Девятый круг. Одиссея диссидента в психиатрическом ГУЛАГе (Давыдов) - страница 363

— Ребята, да вы что? Скоро смену сдавать — а он еще живой…

Подуставшие санитары снова принялись за дело, и к пересменке зэк уже был мертв.

Что стало с другими беглецами, никто не знает, известна лишь судьба одного из них — Николая Баранова, политзаключенного. Он остался жив — проведя следующие шестнадцать лет по разным СПБ. Все это время получал высокие дозы нейролептиков. Они разрушили здоровье Баранова — из-за нарушения обмена веществ он стал весить почти 140 килограммов — и превратили его, действительно, в сумасшедшего. При Горбачеве Баранову, наконец, удалось освободиться и даже уехать в Англию — но кошмары не оставляли его и там. Кажется, он умер в психиатрической клинике.

— Тебя самого, мудилу, в понедельник похоронят! — заорал Брежнев. Он вскочил с корточек и нагло в самом центре дворика взялся раскуривать бычок. Вера-шпионка тут же отправила Брежнева в отделение, минут через пять она свернула и прогулку.

В отделении мы неожиданно оказались снова в девятом ноября. Все вернулось на круги своя. Как обычно, во второй половине дня в отделении не было врачей. Павел Иванович где-то по пути тихо растворился. Собиравшаяся домой Валентина в процедурке пыталась утихомирить Брежнева. Тот, похоже, совсем слетел с катушек и голосом обиженного ребенка громко сипел:

— Живой я! Напишите им, дайте телеграмму, что живой. Пусть отменят похороны!

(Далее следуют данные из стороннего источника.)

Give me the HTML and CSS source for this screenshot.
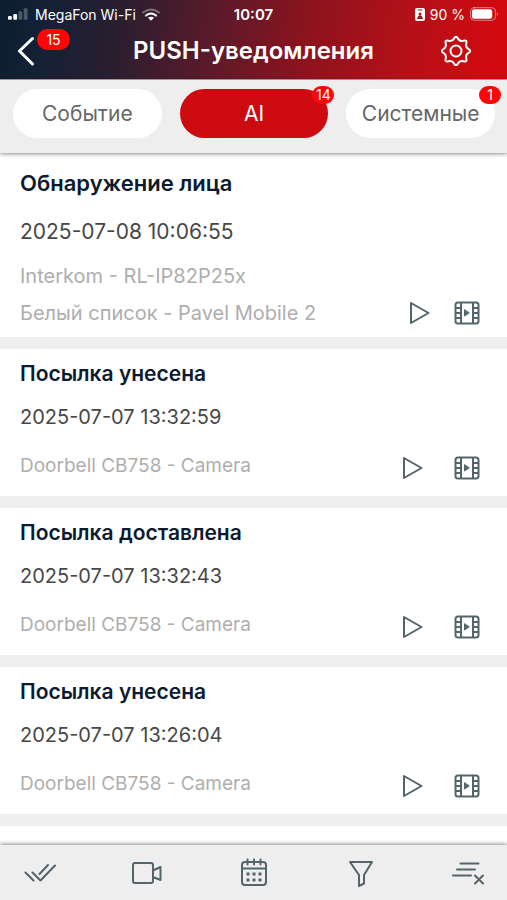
FILE: index.html
```html
<!DOCTYPE html>
<html lang="ru">
<head>
<meta charset="utf-8">
<meta name="viewport" content="width=device-width, initial-scale=1">
<title>PUSH-уведомления</title>
<link rel="stylesheet" href="styles.css">
</head>
<body>
<svg class="sprite" aria-hidden="true">
  <symbol id="play" viewBox="0 0 24 26"><path d="M3 3 20.500 13 3 23Z"/></symbol>
  <symbol id="film" viewBox="0 0 28 26">
    <rect x="2.500" y="2.500" width="23" height="21" rx="2.500"/>
    <path d="M8 3v20M20 3v20M3 8h5M3 13h5M3 18h5M20 8h5M20 13h5M20 18h5"/>
    <path class="solid" d="M11.500 10v6l4.500-3Z"/>
  </symbol>
</svg>
<header class="top">
  <div class="status">
    <div class="carrier">
      <svg class="signal" viewBox="0 0 22 12" aria-hidden="true"><rect y="8" width="4" height="4" rx="1"/><rect x="5.500" y="6" width="4" height="6" rx="1"/><rect class="dim" x="11" y="3" width="4" height="9" rx="1"/><rect class="dim" x="16.500" width="4" height="12" rx="1"/></svg>
      <span>MegaFon Wi-Fi</span>
      <svg class="wifi" viewBox="0 0 18 13" aria-hidden="true"><path class="dim" d="M1 4.500Q9-1.500 17 4.500"/><path d="M4 7.600Q9 3.500 14 7.600"/><path class="dot" d="M6 9.800Q9 7.500 12 9.800L9 12.800Z"/></svg>
    </div>
    <time class="clock">10:07</time>
    <div class="power">
      <svg class="lock" viewBox="0 0 10 13" aria-hidden="true"><rect width="10" height="13" rx="2"/><path d="M3 2h4M2.500 10.500h5"/><circle cx="5" cy="6" r="1.500"/><path class="fill" d="M2.500 10q0-2.500 2.500-2.500t2.500 2.500z"/></svg>
      <span>90 %</span>
      <svg class="battery" viewBox="0 0 30 14" aria-hidden="true"><rect class="shell" x=".5" y=".5" width="26" height="13" rx="4"/><rect x="2" y="2" width="21" height="10" rx="2.500"/><path class="tip" d="M28 5q2 2 0 4z"/></svg>
    </div>
  </div>
  <div class="bar">
    <button class="back" type="button" aria-label="Назад">
      <svg viewBox="0 0 20 30" aria-hidden="true"><path d="M16.500 2.500 3.500 15 16.500 28"/></svg>
      <span class="badge badge-back">15</span>
    </button>
    <h1>PUSH-уведомления</h1>
    <button class="settings" type="button" aria-label="Настройки">
      <svg viewBox="-15 -15 30 30" aria-hidden="true"><path d="M12.600-1.900Q16 0 12.600 1.900Q9.200 3.800 10.300 7.600Q11.300 11.300 7.600 10.300Q3.800 9.200 1.900 12.600Q0 16-1.900 12.600Q-3.800 9.200-7.600 10.300Q-11.300 11.300-10.300 7.600Q-9.200 3.800-12.600 1.900Q-16 0-12.600-1.900Q-9.200-3.800-10.300-7.600Q-11.300-11.300-7.600-10.300Q-3.800-9.200-1.900-12.600Q0-16 1.900-12.600Q3.800-9.200 7.600-10.300Q11.300-11.300 10.300-7.600Q9.200-3.800 12.600-1.900Z"/><circle r="5.500"/></svg>
    </button>
  </div>
</header>
<nav class="tabs">
  <button class="tab" type="button">Событие</button>
  <button class="tab active" type="button">AI<span class="badge badge-count">14</span></button>
  <button class="tab" type="button">Системные<span class="badge badge-count">1</span></button>
</nav>
<main class="list">
  <article class="card latest">
    <h2>Обнаружение лица</h2>
    <time>2025-07-08 10:06:55</time>
    <p>Interkom - RL-IP82P25x</p>
    <div class="source"><p>Белый список - Pavel Mobile 2</p>
      <div class="actions"><button type="button" aria-label="Воспроизвести"><svg class="play"><use href="#play"/></svg></button><button type="button" aria-label="Запись"><svg class="film"><use href="#film"/></svg></button></div></div>
  </article>
  <article class="card">
    <h2>Посылка унесена</h2>
    <time>2025-07-07 13:32:59</time>
    <div class="source"><p>Doorbell CB758 - Camera</p>
      <div class="actions"><button type="button" aria-label="Воспроизвести"><svg class="play"><use href="#play"/></svg></button><button type="button" aria-label="Запись"><svg class="film"><use href="#film"/></svg></button></div></div>
  </article>
  <article class="card">
    <h2>Посылка доставлена</h2>
    <time>2025-07-07 13:32:43</time>
    <div class="source"><p>Doorbell CB758 - Camera</p>
      <div class="actions"><button type="button" aria-label="Воспроизвести"><svg class="play"><use href="#play"/></svg></button><button type="button" aria-label="Запись"><svg class="film"><use href="#film"/></svg></button></div></div>
  </article>
  <article class="card">
    <h2>Посылка унесена</h2>
    <time>2025-07-07 13:26:04</time>
    <div class="source"><p>Doorbell CB758 - Camera</p>
      <div class="actions"><button type="button" aria-label="Воспроизвести"><svg class="play"><use href="#play"/></svg></button><button type="button" aria-label="Запись"><svg class="film"><use href="#film"/></svg></button></div></div>
  </article>
</main>
<footer class="tools">
  <button type="button" aria-label="Прочитать все"><svg viewBox="0 0 32 32"><path d="m1.500 15.500 8 8M8.500 15.500l8 8 14.500-15M15.500 17l8.500-9"/></svg></button>
  <button type="button" aria-label="Камеры"><svg viewBox="0 0 32 32"><rect x="2" y="6" width="20" height="20" rx="2"/><path d="M22 13.500 29.500 10v13L22 20Z"/></svg></button>
  <button type="button" aria-label="Календарь"><svg viewBox="0 0 32 32"><rect x="4" y="5" width="24" height="23" rx="3"/><path d="M4 11.500h24M9.500 2.500v5M16 2.500v5M22.500 2.500v5"/><path class="dots" d="M8.500 17h3M14.500 17h3M20.500 17h3M8.500 23h3M14.500 23h3M20.500 23h3"/></svg></button>
  <button type="button" aria-label="Фильтр"><svg viewBox="0 0 32 32"><path d="M5 5h22l-8 13v8.500L14 29V18Z"/></svg></button>
  <button type="button" aria-label="Очистить список"><svg viewBox="0 0 32 32"><path d="M8.500 6.500h18M5 12.500h18M1 18.500h18M23 18.500l8 8M31 18.500l-8 8"/></svg></button>
</footer>
</body>
</html>
```
FILE: styles.css
```css
* { box-sizing: border-box; }
body {
  margin: 0;
  height: 100vh;
  display: flex;
  flex-direction: column;
  overflow: hidden;
  background: #fff;
  color: #0d1b30;
  font-family: Inter, "Liberation Sans", sans-serif;
}
button {
  border: 0;
  padding: 0;
  background: none;
  color: inherit;
  font: inherit;
  cursor: pointer;
}
svg { display: block; fill: none; stroke: currentColor; stroke-width: 2; stroke-linecap: round; stroke-linejoin: round; }
h1, h2, p { margin: 0; }
.sprite { position: absolute; width: 0; height: 0; }
.solid { fill: currentColor; stroke-width: 1; }

.top {
  flex: none;
  color: #fff;
  background: linear-gradient(100deg, #0b1e31 0%, #162036 10%, #2a1e2f 24%, #5b1a2a 42%, #8c131d 60%, #b51018 80%, #d2090f 97%);
}
.status {
  display: grid;
  grid-template-columns: 1fr auto 1fr;
  align-items: center;
  height: 28px;
  padding: 0 8px;
  font-size: 14px;
}
.carrier, .power { display: flex; align-items: center; gap: 6px; }
.power { justify-content: flex-end; gap: 5px; }
.clock { font-size: 15px; font-weight: 600; }
.signal { width: 21px; height: 12px; fill: #fff; stroke: none; }
.signal .dim { opacity: .25; }
.wifi { width: 18px; height: 13px; }
.wifi .dim { opacity: .35; }
.wifi .dot { fill: #fff; stroke: none; }
.lock { width: 10px; height: 13px; fill: #fff; stroke: none; }
.lock path { stroke: #a5141b; stroke-width: 1; }
.lock circle, .lock .fill { fill: #a5141b; stroke: none; }
.battery { width: 29px; height: 14px; fill: #fff; stroke: none; }
.battery .shell { fill: none; stroke: #fff; stroke-width: 1; opacity: .5; }
.battery .tip { opacity: .5; }

.bar {
  display: grid;
  grid-template-columns: 1fr auto 1fr;
  align-items: center;
  height: 52px;
  padding: 0 16px 6px;
  border-bottom: 1px solid #b9a4ab;
}
.bar h1 { font-size: 24px; line-height: 32px; font-weight: 600; }
.back { position: relative; justify-self: start; }
.back svg { width: 20px; height: 30px; stroke-width: 3; }
.settings { justify-self: end; margin-right: 20px; }
.settings svg { width: 30px; height: 30px; }
.badge {
  position: absolute;
  border-radius: 12px;
  background: #fe0606;
  color: #fff;
  text-align: center;
}
.badge-back { left: 21px; top: -7px; width: 33px; height: 21px; font-size: 14px; line-height: 21px; }
.badge-count { right: -6px; top: -3px; width: 22px; height: 18px; font-size: 14px; line-height: 18px; }

.tabs {
  position: relative;
  z-index: 1;
  flex: none;
  display: grid;
  grid-template-columns: repeat(3, 1fr);
  gap: 18px;
  padding: 9px 12px 15px 13px;
  background: #eee;
  box-shadow: 0 1px 4px rgba(0, 0, 0, .45);
}
.tab {
  position: relative;
  height: 49px;
  border-radius: 25px;
  background: #fff;
  color: #666;
  font-size: 21px;
}
.tab.active { background: #cd0a10; color: #fff; }

.list { flex: 1; min-height: 0; overflow: hidden; }
.card {
  display: flex;
  flex-direction: column;
  padding: 9px 26px 12px 20px;
  border-bottom: 12px solid #eee;
}
.card h2 { font-size: 21px; line-height: 32px; font-weight: 600; }
.card time { margin-top: 11px; color: #474747; font-size: 20px; line-height: 32px; }
.card p { color: #aeaeae; font-size: 19px; line-height: 28px; }
.source { display: flex; justify-content: space-between; align-items: flex-start; margin-top: 19px; }
.actions { display: flex; align-items: center; height: 32px; gap: 28px; color: #53646a; }
.play { width: 24px; height: 26px; }
.film { width: 28px; height: 26px; }
.latest { padding-top: 14px; padding-bottom: 10px; }
.latest h2 { font-size: 22px; }
.latest time { margin-top: 17px; margin-bottom: 14px; font-size: 21px; }
.latest p { font-size: 20px; }
.latest .source { margin-top: 9px; }
.latest .actions { height: 28px; gap: 21px; }

.tools {
  position: relative;
  z-index: 1;
  flex: none;
  display: flex;
  justify-content: space-between;
  align-items: center;
  height: 55px;
  padding: 0 23px 0 24px;
  background: #eee;
  color: #53646a;
  box-shadow: 0 -1px 4px rgba(0, 0, 0, .45);
}
.tools svg { width: 32px; height: 32px; }
.tools .dots { stroke-width: 3; stroke-linecap: butt; }
```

Валентина смотрела на него своими корейскими глазами, расширенными от удивления. Наблюдать психозы ей приходилось через день, но тут, похоже, даже спокойную Валентину доконало напряжение недавних дней. Она приказала санитарам отвести Брежнева в камеру и привязать. Через какое-то время появилась женщина — дежурный врач, и Брежневу сделали укол аминазина. Его койка стояла вплотную к нашей стене, было слышно, как она стукнулась пару раз о стенку — Брежнев вырывался, потом все затихло.

По телевизору продолжали скорбеть по поводу кончины «выдающегося деятеля мирового коммунистического и рабочего движения». Создавалось впечатление, что человек всю жизнь не слезал с баррикад — тогда как на самом деле он только пересаживался из одного кабинета в другой. Слушать дурацкие панегирики для зэков было еще мучительнее, чем «симфонию». На смене был переведенный из Третьего отделения Копченый, он встал на стреме, и телевизор переключили на Китай.

Там не было ни слова о Брежневе. Показывали фильмы, в которых красивые, хорошо накрашенные девушки в форме армии Мао Цзэдуна уничтожали батальоны японцев различными садистскими способами — перед тем как умереть самим, они долго говорили, вероятно, слова любви Великому Кормчему. Демонстрировались знакомые до тошноты явления единства партии и народа — вернее, партийных съездов. Поражали только масштабы: если пределом КПСС был Кремлевский зал Дворец съездов на пять тысяч человек, то тут залы был размером со стадион Уэмбли.